§ **COLLECTED MATERIAL**:

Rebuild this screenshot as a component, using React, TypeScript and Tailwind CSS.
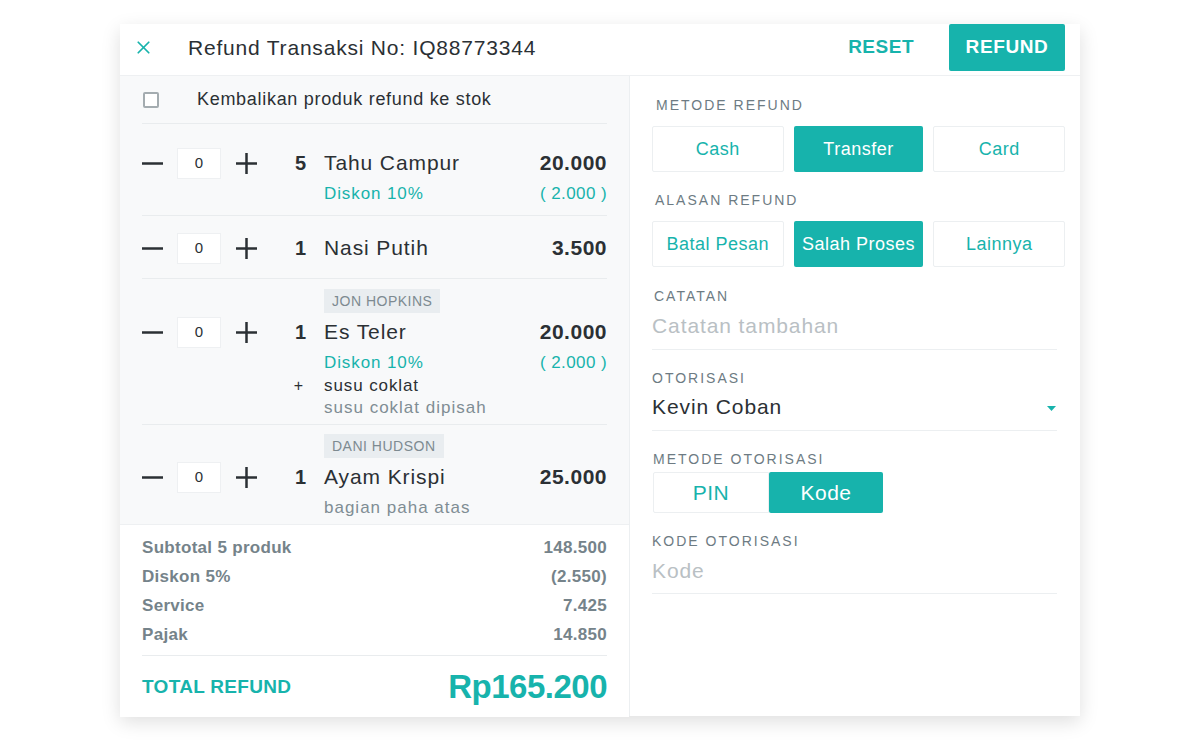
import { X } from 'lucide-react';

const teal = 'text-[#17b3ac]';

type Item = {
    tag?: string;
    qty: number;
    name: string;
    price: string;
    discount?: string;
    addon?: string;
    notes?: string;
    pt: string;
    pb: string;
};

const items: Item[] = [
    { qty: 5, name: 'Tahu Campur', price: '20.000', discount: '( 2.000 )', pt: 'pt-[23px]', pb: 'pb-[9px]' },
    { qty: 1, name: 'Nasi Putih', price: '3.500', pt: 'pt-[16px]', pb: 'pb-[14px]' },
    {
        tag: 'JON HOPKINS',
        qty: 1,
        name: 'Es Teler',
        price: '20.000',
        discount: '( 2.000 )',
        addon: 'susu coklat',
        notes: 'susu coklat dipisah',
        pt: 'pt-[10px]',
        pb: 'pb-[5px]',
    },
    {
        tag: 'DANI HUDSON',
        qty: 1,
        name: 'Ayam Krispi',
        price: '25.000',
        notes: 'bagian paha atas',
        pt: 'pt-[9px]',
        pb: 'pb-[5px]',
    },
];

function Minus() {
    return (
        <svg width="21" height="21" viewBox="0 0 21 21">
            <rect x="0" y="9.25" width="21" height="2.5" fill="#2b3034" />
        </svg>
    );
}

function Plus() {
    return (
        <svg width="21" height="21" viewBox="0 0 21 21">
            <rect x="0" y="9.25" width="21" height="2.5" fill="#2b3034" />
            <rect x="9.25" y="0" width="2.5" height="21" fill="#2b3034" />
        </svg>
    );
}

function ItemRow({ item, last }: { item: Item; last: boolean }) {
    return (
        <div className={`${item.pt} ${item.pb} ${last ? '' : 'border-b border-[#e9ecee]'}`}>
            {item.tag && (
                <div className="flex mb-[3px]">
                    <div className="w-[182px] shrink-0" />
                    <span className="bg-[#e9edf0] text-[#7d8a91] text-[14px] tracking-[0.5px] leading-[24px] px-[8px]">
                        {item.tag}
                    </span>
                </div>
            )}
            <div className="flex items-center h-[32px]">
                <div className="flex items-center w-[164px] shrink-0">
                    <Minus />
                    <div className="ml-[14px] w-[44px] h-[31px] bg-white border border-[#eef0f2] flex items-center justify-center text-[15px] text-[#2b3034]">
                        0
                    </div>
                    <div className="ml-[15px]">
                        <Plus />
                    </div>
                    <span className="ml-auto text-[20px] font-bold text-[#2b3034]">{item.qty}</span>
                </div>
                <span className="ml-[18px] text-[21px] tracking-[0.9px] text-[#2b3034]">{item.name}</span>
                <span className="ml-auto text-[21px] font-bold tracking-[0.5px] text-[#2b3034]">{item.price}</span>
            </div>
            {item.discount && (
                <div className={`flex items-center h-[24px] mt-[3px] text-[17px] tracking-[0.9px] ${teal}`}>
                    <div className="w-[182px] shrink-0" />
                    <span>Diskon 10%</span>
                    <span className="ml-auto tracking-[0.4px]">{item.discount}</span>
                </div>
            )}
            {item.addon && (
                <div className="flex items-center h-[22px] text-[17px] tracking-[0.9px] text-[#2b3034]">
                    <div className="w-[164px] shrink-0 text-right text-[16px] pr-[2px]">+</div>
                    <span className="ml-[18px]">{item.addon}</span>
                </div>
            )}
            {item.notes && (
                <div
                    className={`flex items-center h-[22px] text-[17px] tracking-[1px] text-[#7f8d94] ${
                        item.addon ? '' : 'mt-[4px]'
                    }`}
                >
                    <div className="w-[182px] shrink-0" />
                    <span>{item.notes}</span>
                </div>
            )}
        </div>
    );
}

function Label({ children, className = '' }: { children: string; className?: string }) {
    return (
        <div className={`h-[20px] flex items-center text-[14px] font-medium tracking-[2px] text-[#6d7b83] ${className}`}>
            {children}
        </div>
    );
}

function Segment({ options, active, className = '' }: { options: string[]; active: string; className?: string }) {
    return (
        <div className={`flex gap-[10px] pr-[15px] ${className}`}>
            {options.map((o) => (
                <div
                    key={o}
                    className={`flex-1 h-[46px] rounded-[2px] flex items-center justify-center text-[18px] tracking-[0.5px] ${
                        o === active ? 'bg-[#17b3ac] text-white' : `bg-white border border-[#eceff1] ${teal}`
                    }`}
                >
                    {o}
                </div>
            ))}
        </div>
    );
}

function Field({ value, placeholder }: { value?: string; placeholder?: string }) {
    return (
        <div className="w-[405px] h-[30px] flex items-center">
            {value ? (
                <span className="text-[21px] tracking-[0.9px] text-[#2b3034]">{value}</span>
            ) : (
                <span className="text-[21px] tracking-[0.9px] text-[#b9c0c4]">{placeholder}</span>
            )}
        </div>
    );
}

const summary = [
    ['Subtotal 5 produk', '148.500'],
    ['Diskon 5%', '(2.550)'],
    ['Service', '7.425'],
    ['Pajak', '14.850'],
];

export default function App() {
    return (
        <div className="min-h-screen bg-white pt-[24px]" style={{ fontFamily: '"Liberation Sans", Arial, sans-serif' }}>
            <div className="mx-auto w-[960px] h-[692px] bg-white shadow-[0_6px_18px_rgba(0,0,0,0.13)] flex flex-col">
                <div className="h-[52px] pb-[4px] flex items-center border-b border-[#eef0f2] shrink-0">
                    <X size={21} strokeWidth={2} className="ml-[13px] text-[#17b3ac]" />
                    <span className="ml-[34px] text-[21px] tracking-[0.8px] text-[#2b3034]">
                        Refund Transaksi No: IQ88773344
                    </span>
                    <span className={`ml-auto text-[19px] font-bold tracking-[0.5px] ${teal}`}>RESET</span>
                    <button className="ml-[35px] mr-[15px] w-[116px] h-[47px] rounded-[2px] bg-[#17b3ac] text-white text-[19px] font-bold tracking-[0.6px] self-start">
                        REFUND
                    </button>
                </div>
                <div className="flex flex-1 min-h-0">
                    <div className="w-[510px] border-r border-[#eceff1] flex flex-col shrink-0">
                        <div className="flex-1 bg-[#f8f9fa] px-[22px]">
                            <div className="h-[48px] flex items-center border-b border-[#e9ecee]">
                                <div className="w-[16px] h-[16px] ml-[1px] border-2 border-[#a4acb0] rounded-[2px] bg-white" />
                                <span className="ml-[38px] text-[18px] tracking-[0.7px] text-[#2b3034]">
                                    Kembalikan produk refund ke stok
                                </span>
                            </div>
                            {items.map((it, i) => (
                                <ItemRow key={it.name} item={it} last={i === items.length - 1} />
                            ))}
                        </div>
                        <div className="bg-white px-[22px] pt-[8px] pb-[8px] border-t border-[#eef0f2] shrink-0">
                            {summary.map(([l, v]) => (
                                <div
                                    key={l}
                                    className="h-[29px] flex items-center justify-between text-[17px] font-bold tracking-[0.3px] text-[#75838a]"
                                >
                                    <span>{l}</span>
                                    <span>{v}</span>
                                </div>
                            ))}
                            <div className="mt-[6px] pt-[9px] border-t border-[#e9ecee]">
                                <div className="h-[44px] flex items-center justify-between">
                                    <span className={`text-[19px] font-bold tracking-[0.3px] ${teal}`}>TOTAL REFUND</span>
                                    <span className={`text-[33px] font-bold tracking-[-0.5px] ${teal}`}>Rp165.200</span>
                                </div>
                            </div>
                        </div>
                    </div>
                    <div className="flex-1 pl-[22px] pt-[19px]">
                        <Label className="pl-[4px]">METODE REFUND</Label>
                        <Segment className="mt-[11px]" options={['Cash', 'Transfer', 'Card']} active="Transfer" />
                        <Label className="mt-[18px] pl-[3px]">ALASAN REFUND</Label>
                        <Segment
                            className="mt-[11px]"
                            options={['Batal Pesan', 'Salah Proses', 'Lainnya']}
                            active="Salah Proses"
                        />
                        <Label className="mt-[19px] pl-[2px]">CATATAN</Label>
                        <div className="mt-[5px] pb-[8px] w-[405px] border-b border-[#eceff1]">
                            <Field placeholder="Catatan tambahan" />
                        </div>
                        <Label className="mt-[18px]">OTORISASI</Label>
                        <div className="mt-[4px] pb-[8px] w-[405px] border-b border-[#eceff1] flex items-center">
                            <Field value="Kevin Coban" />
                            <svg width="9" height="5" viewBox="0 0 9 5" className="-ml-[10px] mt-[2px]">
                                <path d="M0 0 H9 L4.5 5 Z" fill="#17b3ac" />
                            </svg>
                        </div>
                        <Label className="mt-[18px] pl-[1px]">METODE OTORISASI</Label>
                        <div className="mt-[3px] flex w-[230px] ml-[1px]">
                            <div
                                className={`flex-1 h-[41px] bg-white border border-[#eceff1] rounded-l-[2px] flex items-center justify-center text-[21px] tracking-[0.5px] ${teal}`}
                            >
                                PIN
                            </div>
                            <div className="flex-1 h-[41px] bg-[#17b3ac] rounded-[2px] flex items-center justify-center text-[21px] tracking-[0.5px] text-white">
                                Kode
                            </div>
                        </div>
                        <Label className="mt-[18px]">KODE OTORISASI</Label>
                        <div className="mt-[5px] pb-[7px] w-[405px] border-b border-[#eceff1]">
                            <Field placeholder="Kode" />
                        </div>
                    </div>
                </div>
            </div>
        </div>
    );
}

§ **WHAT IS BEING ASKED**: With the pictures left out, restate word for word every line of the data above, from the first down to the line that contains "const teal = 'text-[#17b3ac]';".

§ **TASK OUTPUT**:
Rebuild this screenshot as a component, using React, TypeScript and Tailwind CSS.
import { X } from 'lucide-react';

const teal = 'text-[#17b3ac]';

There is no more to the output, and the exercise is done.